$1.4 Trillion Could Help Create New, Low-Emitting Substitution Businesses In Africa

McKinsey & Co, a global consulting firm released a report on the 27th September 2021 stating the economic implications of decarbonizing African manufacturing sector

in a report titled Africa’s green manufacturing crossroads: Choices for a low-carbon industrial future explained how the African economy can be transformed if she refrains from business as usual methods towards production process and adopt a greener method towards

“To remain competitive, our analysis shows the sector would likely need to reduce its scope 1 and 2 manufacturing emissions by about 90 percent relative to 2018 levels as part of the international effort to reach net-zero emissions by 2050 where an overall balance is achieved between emissions produced and emissions taken out of the atmosphere.11 The remaining 10 percent could be compensated using additional technologies and tactics such as carbon capture and storage, and reforestation.”

Decarbonizing Africa’s manufacturing and power sectors and building new green assets are likely to have profound economic implications for the continent, ensuring that African manufacturing can grow and create jobs without adding emissions and remain globally competitive. However, this pathway has significant costs.

“To reach net zero would likely require $2 trillion of additional investments in manufacturing and power over the next three decades. About $600 billion would be needed to decarbonize existing manufacturing industries and power networks—both through investments to retrofit brownfield manufacturing facilities and into new greenfield facilities that are zero-carbon by design. “

“The African economy  path to net-zero emissions may not be easy, but the risks of not achieving this goal, according to our analysis, outweigh the costs and sacrifices that would have to be made to get there. Action is more urgent now than ever, as the window to keep global warming below 1.5°C narrows. Across multiple sectors, the technology is readily available today, with additional low-carbon technologies expected to reach maturity and economic viability from 2030 to close the gap to full decarbonization by 2050. Meanwhile, investors and businesses have an opportunity to move fast and seize new green-manufacturing business opportunities.

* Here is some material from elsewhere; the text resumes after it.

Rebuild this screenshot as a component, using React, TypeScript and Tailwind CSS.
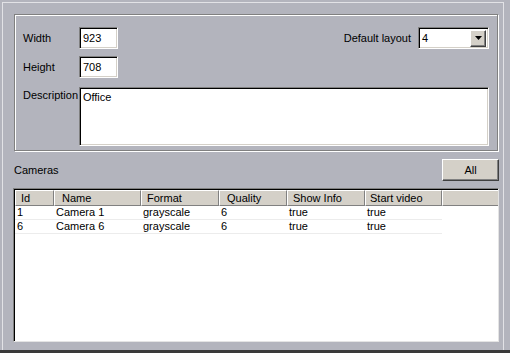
import React from "react";

const sunken =
  "border border-t-[#808080] border-l-[#808080] border-r-white border-b-white shadow-[inset_1px_1px_0_#000,inset_-1px_-1px_0_#d4d0c8] bg-white";
const raised =
  "border border-t-white border-l-white border-r-[#404040] border-b-[#404040] shadow-[inset_-1px_-1px_0_#808080] bg-[#d4d0c8]";

const cols = [
  { name: "Id", w: 39, pad: 5 },
  { name: "Name", w: 87, pad: 7 },
  { name: "Format", w: 78, pad: 5 },
  { name: "Quality", w: 68, pad: 7 },
  { name: "Show Info", w: 78, pad: 5 },
  { name: "Start video", w: 77, pad: 4 },
];

const rows = [
  ["1", "Camera 1", "grayscale", "6", "true", "true"],
  ["6", "Camera 6", "grayscale", "6", "true", "true"],
];

export default function App() {
  return (
    <div className="w-[510px] h-[353px] bg-[#b3b4bd] flex flex-col border-b-[3px] border-[#3a3a3a] font-['Liberation_Sans',Arial,sans-serif] text-[11px] text-black leading-none">
      <div className="flex-1 mt-[2px] ml-[2px] w-[502px] border-l border-t border-r border-[#e2e2e6] pl-[11px] pt-[11px] flex flex-col">
        {/* Group box */}
        <div className="w-[484px] h-[137px] border border-[#808080] shadow-[inset_1px_1px_0_#fff,1px_1px_0_#fff] flex flex-col pt-[12px] pl-[8px] pr-[8px]">
          <div className="flex items-center h-[22px]">
            <span className="w-[56px]">Width</span>
            <div className={`${sunken} w-[39px] h-[22px] flex items-center pl-[3px]`}>923</div>
            <div className="flex-1" />
            <span className="mr-[7px]">Default layout</span>
            <div className={`${sunken} w-[71px] h-[22px] flex items-center pl-[3px] pr-[2px]`}>
              <span className="flex-1">4</span>
              <div className={`${raised} w-[16px] h-[17px] flex items-center justify-center`}>
                <svg width="7" height="4" viewBox="0 0 7 4">
                  <path d="M0 0h7L3.5 4z" fill="#000" />
                </svg>
              </div>
            </div>
          </div>
          <div className="flex items-center h-[22px] mt-[7px]">
            <span className="w-[56px]">Height</span>
            <div className={`${sunken} w-[39px] h-[22px] flex items-center pl-[3px]`}>708</div>
          </div>
          <div className="flex mt-[9px]">
            <span className="w-[56px] pt-[3px]">Description</span>
            <div className={`${sunken} w-[411px] h-[59px] pl-[3px] pt-[4px]`}>Office</div>
          </div>
        </div>

        {/* Cameras row */}
        <div className="w-[485px] flex items-center justify-between mt-[8px]">
          <span className="pl-[0px]">Cameras</span>
          <div className={`${raised} w-[57px] h-[22px] flex items-center justify-center`}>All</div>
        </div>

        {/* Table */}
        <div className="-ml-[1px] mt-[7px] w-[486px] h-[154px] border border-t-[#808080] border-l-[#808080] border-r-[#e4e4e4] border-b-[#e4e4e4] shadow-[inset_1px_1px_0_#000] bg-white pt-[1px] pl-[1px]">
          <div className="flex h-[16px]">
            {cols.map((c) => (
              <div
                key={c.name}
                style={{ width: c.w, paddingLeft: c.pad }}
                className="h-[16px] bg-[#d4d0c8] border-t border-l border-white border-r border-r-[#808080] border-b border-b-[#808080] flex items-center"
              >
                {c.name}
              </div>
            ))}
            <div className="flex-1 h-[16px] bg-[#d4d0c8] border-t border-l border-white border-b border-b-[#808080]" />
          </div>
          {rows.map((r, i) => (
            <div key={i} className="flex h-[14px] w-[427px] border-b border-[#ececec]">
              {r.map((v, j) => (
                <div key={j} style={{ width: cols[j].w }} className="pl-[2px] flex items-center">
                  {v}
                </div>
              ))}
            </div>
          ))}
        </div>
      </div>
    </div>
  );
}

At this critical juncture, and as Africa seeks to manage the fallout from the COVID-19 pandemic and chart a path to recovery, there is an opportunity to step back and reimagine the continent’s growth path with a more sustainable mindset. Africa’s manufacturing story can be about innovation, about new kinds of jobs, financing, and technology that are geared towards building a more sustainable and equitable society that will be felt for generations to come.”